Gardner was educated at New York's High School of Performing Arts, Carnegie-Mellon University and Antioch College. While a student at Antioch, he began drawing The Nebbishes. The comic strip was picked up by the Chicago Tribune and syndicated to 60-75 major newspapers from 1959 to 1961. Even before syndication, the Gardner characters were a national craze, marketed on statuettes, studio cards, barware (including cocktail napkins), wall decorations and posters. In 1960, after "the balloons were getting larger and larger, and there was hardly any drawing left", he dropped it and began writing plays.
Plays and films
Gardner is best known for his 1962 play A Thousand Clowns, which ran for 428 performances.
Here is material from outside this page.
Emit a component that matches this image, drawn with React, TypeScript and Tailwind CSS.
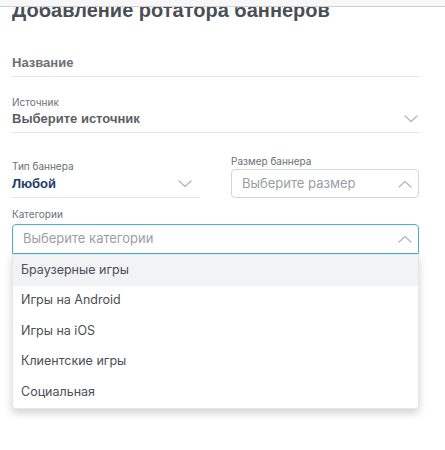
import React from 'react';

const sans = "font-['Inter','Liberation_Sans',sans-serif]";
const arial = "font-['Liberation_Sans','Arial',sans-serif]";

function Chevron({ up = false, className = '' }: { up?: boolean; className?: string }) {
  return (
    <svg width="14" height="8" viewBox="0 0 14 8" className={className} fill="none">
      <path
        d={up ? 'M1 7L7 1.5L13 7' : 'M1 1L7 6.5L13 1'}
        stroke="#b5b9bf"
        strokeWidth="1.4"
        strokeLinecap="round"
        strokeLinejoin="round"
      />
    </svg>
  );
}

const categories = ['Браузерные игры', 'Игры на Android', 'Игры на iOS', 'Клиентские игры', 'Социальная'];

export default function App() {
  return (
    <div className={`relative w-[445px] h-[450px] overflow-hidden bg-white ${sans}`}>
      <div className="absolute left-0 top-0 w-full h-[7px] bg-[#f7f7f8] border-b border-[#cfd1d4] z-10" />

      <div className="pl-3 pr-[26px]">
        <h1 className={`${arial} mt-[-2px] text-[20px] leading-[24px] font-bold text-[#4a4f55]`}>
          Добавление ротатора баннеров
        </h1>

        <div className="mt-[33px] border-b border-[#e3e5e8] pb-[5px]">
          <div className={`${arial} text-[13px] leading-[16px] font-bold text-[#6b7077]`}>Название</div>
        </div>

        <div className="mt-[19px] border-b border-[#e3e5e8] pb-[5px]">
          <div className="text-[10px] leading-[13px] text-[#6b7077]">Источник</div>
          <div className="mt-[2px] flex items-center justify-between">
            <span className={`${arial} text-[13px] leading-[16px] font-bold text-[#5a5f66]`}>Выберите источник</span>
            <Chevron className="mr-[1px]" />
          </div>
        </div>

        <div className="mt-[22px] flex items-end gap-[31px]">
          <div className="w-[188px] border-b border-[#e3e5e8] pb-[5px]">
            <div className="text-[10px] leading-[13px] text-[#6b7077]">Тип баннера</div>
            <div className="mt-[3px] flex items-center justify-between">
              <span className={`${arial} text-[13px] leading-[16px] font-bold text-[#1e3a6b]`}>Любой</span>
              <Chevron className="mr-[8px]" />
            </div>
          </div>
          <div className="flex-1">
            <div className="text-[10px] leading-[13px] text-[#6b7077]">Размер баннера</div>
            <div className="mt-[1px] h-[29px] flex items-center justify-between rounded-[4px] border border-[#d3d6da] pl-[10px] pr-[6px]">
              <span className="text-[13px] text-[#9a9ea4]">Выберите размер</span>
              <Chevron up />
            </div>
          </div>
        </div>

        <div className="mt-[10px]">
          <div className="text-[10px] leading-[13px] text-[#6b7077]">Категории</div>
          <div className="mt-[3px] h-[30px] flex items-center justify-between rounded-t-[4px] border border-[#3fb5c9] pl-[10px] pr-[6px]">
            <span className="text-[13px] text-[#9a9ea4]">Выберите категории</span>
            <Chevron up />
          </div>
          <div className="bg-white rounded-b-[4px] shadow-[0_4px_8px_rgba(0,0,0,0.18)] border border-[#e6e7e9]">
            {categories.map((c, i) => (
              <div
                key={c}
                className={`h-[30.5px] flex items-center pl-[8px] text-[12.5px] text-[#4a4f55] ${i === 0 ? 'bg-[#f2f3f5]' : ''}`}
              >
                {c}
              </div>
            ))}
          </div>
        </div>
      </div>
    </div>
  );
}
He received an Oscar nomination for the screenplay for the successful 1965 movie adaptation. The play was revived in 1996 and 2001. Both the 1962 play and the movie starred Jason Robards, Jr. as Murray Burns, a charming, unemployed children's show writer, who is forced to choose between social conformity and the probable loss of custody of his 11-year-old nephew to the Child Welfare Bureau. The Robards character was in part based on Gardner's friend at that time, humorist Jean Shepherd. In 2000, Robards wrote:
I feel A Thousand Clowns is his masterpiece. It is a real human comedy of poignancy and laughter, with all of humanity's foibles and eccentricities. There is a great depth of love and understanding for all in this play. There are great life lessons to learn daily, which I find myself still doing. For Herb Gardner to have written this play in his early twenties is a miracle.
Gardner's biggest commercial success was the 1985 play I'm Not Rappaport, which ran for two years, won the Tony Award for Best Play and became the basis for a 1996 movie.
Gardner married his first wife, actress Rita Gardner (née Schier), in 1957. The marriage ended in divorce in 1970.[5]
In the late 1960s and early 1970s, he was the boyfriend of actress Marlo Thomas.[6]
In 1978 Gardner married Barbara Sproul, professor of religion at Hunter College, with whom he raised two adopted sons, Jake Gardner and Rafferty Gardner. They remained married until his death.[7]
Death
Gardner died in his Manhattan apartment from complications of lung disease on September 25, 2003, aged 68.[1][7]